Millet adına yapılan işlerde savurganlık yapılması ayrıca devlet harcamalarında Arap ülkelerinde yapılan gösterişleri aratmayacak şekilde gösterişler yapılmasına tepkiliyiz.

Ülkemizde kişi hak ve özgürlük alanlarının giderek daraltılmasına ve ayrıca demokrasiden giderek uzaklaşılmasına tanık oluyoruz. Türkiye’de insanların adalet sistemine olan güveninin kırılmasına da ayrıca dikkat çekmekte yarar var.

Dış politikayı, ülke içindeki kendi siyasetine alet etmesi ve sonucunda halkın üzerinde kurmuş olduğu “korku kültürüne” eleştirilerimiz var.

Tabii eleştirilecek çok daha fazla durum ve uygulamalar mevcut.

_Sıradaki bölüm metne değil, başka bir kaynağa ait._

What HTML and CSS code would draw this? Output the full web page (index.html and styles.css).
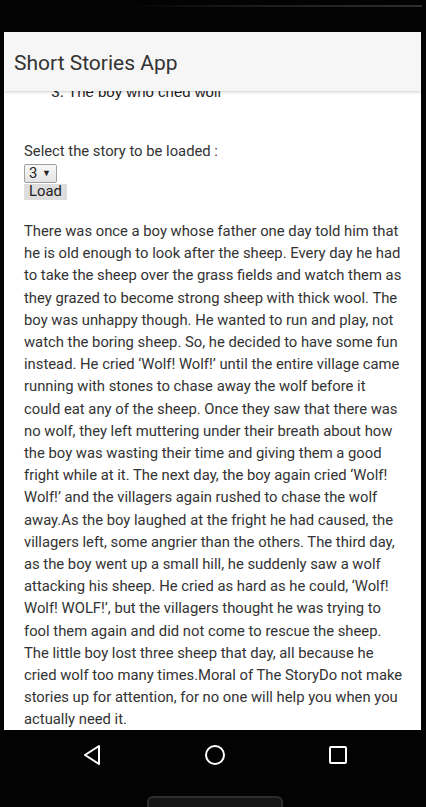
FILE: index.html
```html
<!DOCTYPE html>
<html>
<head>
<meta charset="utf-8">
<link rel="stylesheet" href="styles.css">
</head>
<body>
<div class="phone">
  <div class="status"><div class="bezel-line"></div></div>
  <div class="screen">
    <div class="appbar">Short Stories App</div>
    <div class="content">
      <ol class="stories" start="3">
        <li>The boy who cried wolf</li>
      </ol>
      <div class="label">Select the story to be loaded :</div>
      <div class="select">3 <span class="arrow">▼</span></div>
      <div class="load">Load</div>
      <p class="story">There was once a boy whose father one day told him that<br>
he is old enough to look after the sheep. Every day he had<br>
to take the sheep over the grass fields and watch them as<br>
they grazed to become strong sheep with thick wool. The<br>
boy was unhappy though. He wanted to run and play, not<br>
watch the boring sheep. So, he decided to have some fun<br>
instead. He cried ‘Wolf! Wolf!’ until the entire village came<br>
running with stones to chase away the wolf before it<br>
could eat any of the sheep. Once they saw that there was<br>
no wolf, they left muttering under their breath about how<br>
the boy was wasting their time and giving them a good<br>
fright while at it. The next day, the boy again cried ‘Wolf!<br>
Wolf!’ and the villagers again rushed to chase the wolf<br>
away.As the boy laughed at the fright he had caused, the<br>
villagers left, some angrier than the others. The third day,<br>
as the boy went up a small hill, he suddenly saw a wolf<br>
attacking his sheep. He cried as hard as he could, ‘Wolf!<br>
Wolf! WOLF!’, but the villagers thought he was trying to<br>
fool them again and did not come to rescue the sheep.<br>
The little boy lost three sheep that day, all because he<br>
cried wolf too many times.Moral of The StoryDo not make<br>
stories up for attention, for no one will help you when you<br>
actually need it.</p>
    </div>
  </div>
  <div class="nav">
    <div class="nav-icons">
      <svg class="ic" width="20" height="22" viewBox="0 0 20 22"><path d="M17 2 L3 11 L17 20 Z" fill="none" stroke="#fff" stroke-width="2" stroke-linejoin="round"/></svg>
      <svg class="ic" width="22" height="22" viewBox="0 0 22 22"><circle cx="11" cy="11" r="9" fill="none" stroke="#fff" stroke-width="2"/></svg>
      <svg class="ic" width="20" height="20" viewBox="0 0 20 20"><rect x="2" y="2" width="16" height="16" rx="1" fill="none" stroke="#fff" stroke-width="2"/></svg>
    </div>
    <div class="home-bar"></div>
  </div>
</div>
</body>
</html>
```
FILE: styles.css
```css
html, body {
  margin: 0;
  padding: 0;
  background: #000;
}
.phone {
  width: 426px;
  height: 807px;
  display: flex;
  flex-direction: column;
  background: #030303;
  overflow: hidden;
}
.status {
  height: 32px;
  flex: none;
  padding-top: 5px;
  box-sizing: border-box;
}
.bezel-line {
  margin-left: 125px;
  width: 297px;
  height: 2px;
  background: linear-gradient(to right, rgba(40,40,40,0) 0%, #1a1a1a 40%, #2e2e2e 100%);
}
.screen {
  flex: 1;
  margin: 0 5px 0 4px;
  background: #fff;
  position: relative;
  overflow: hidden;
}
.appbar {
  position: absolute;
  left: 0;
  right: 0;
  top: 0;
  height: 59px;
  background: #f6f6f6;
  box-shadow: 0 1px 3px rgba(0,0,0,0.2);
  font-family: Roboto, sans-serif;
  font-size: 21px;
  color: #333;
  display: flex;
  align-items: center;
  padding-left: 10px;
  box-sizing: border-box;
  padding-top: 2px;
  z-index: 2;
}
.content {
  padding: 0 10px 0 20px;
  font-family: Roboto, sans-serif;
  color: #333;
  font-size: 14.8px;
}
.stories {
  margin: 0;
  padding-left: 44px;
  padding-top: 51px;
  font-family: "Liberation Sans", Arial, sans-serif;
  font-size: 15px;
  line-height: 18px;
  color: #222;
}
.label {
  margin-top: 40px;
  line-height: 20px;
}
.select {
  margin-top: 3px;
  height: 17px;
  border: 1px solid #a0a0a0;
  border-radius: 2px;
  background: linear-gradient(#f8f8f8, #e4e4e4);
  font-size: 14.8px;
  line-height: 17px;
  padding-left: 4px;
  box-sizing: content-box;
  width: 27px;
  color: #222;
}
.arrow {
  font-size: 9px;
  vertical-align: 2px;
  margin-left: 1px;
}
.load {
  margin-top: 1px;
  width: 43px;
  height: 16px;
  background: #ddd;
  font-size: 14.8px;
  line-height: 15px;
  text-align: center;
  color: #222;
}
.story {
  margin: 20px 0 0;
  line-height: 22.2px;
  font-size: 14.8px;
}
.nav {
  height: 77px;
  flex: none;
  position: relative;
}
.nav-icons {
  display: flex;
  justify-content: space-between;
  align-items: center;
  padding: 14px 78px 0 82px;
}
.home-bar {
  position: absolute;
  left: 147px;
  top: 66px;
  width: 136px;
  height: 20px;
  border-radius: 6px;
  border: 2px solid #2c2c2c;
  background: #151515;
  box-sizing: border-box;
}
```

Bunun yanı sıra Tayyip Erdoğan uyguladığı Akdeniz politikasında Türkiye’nin haklarını savunuyor

Biz az savunuyor diye eleştiriyoruz

Ülkemiz çevresindeki dostlukları değerlendirmesini ( en azından Atatürk zamanında izlenen dış çevre politikasını biraz inceleyip ilham alsa ) devlet politikalarında aklı öne çıkarıp kişisellikten devlet aklı ve millet menfaatini öncelemesini istiyoruz. Bu politikayı daha etkin uygulamasını ve milletimizin bir gram hakkını kimseye bırakmamasını diliyoruz.

Macron ve yancıları Tayyip Bey’den rahatsızmış. Bilmiyorlar galiba Tayyip bey bizim en yumuşak tavrımızdır!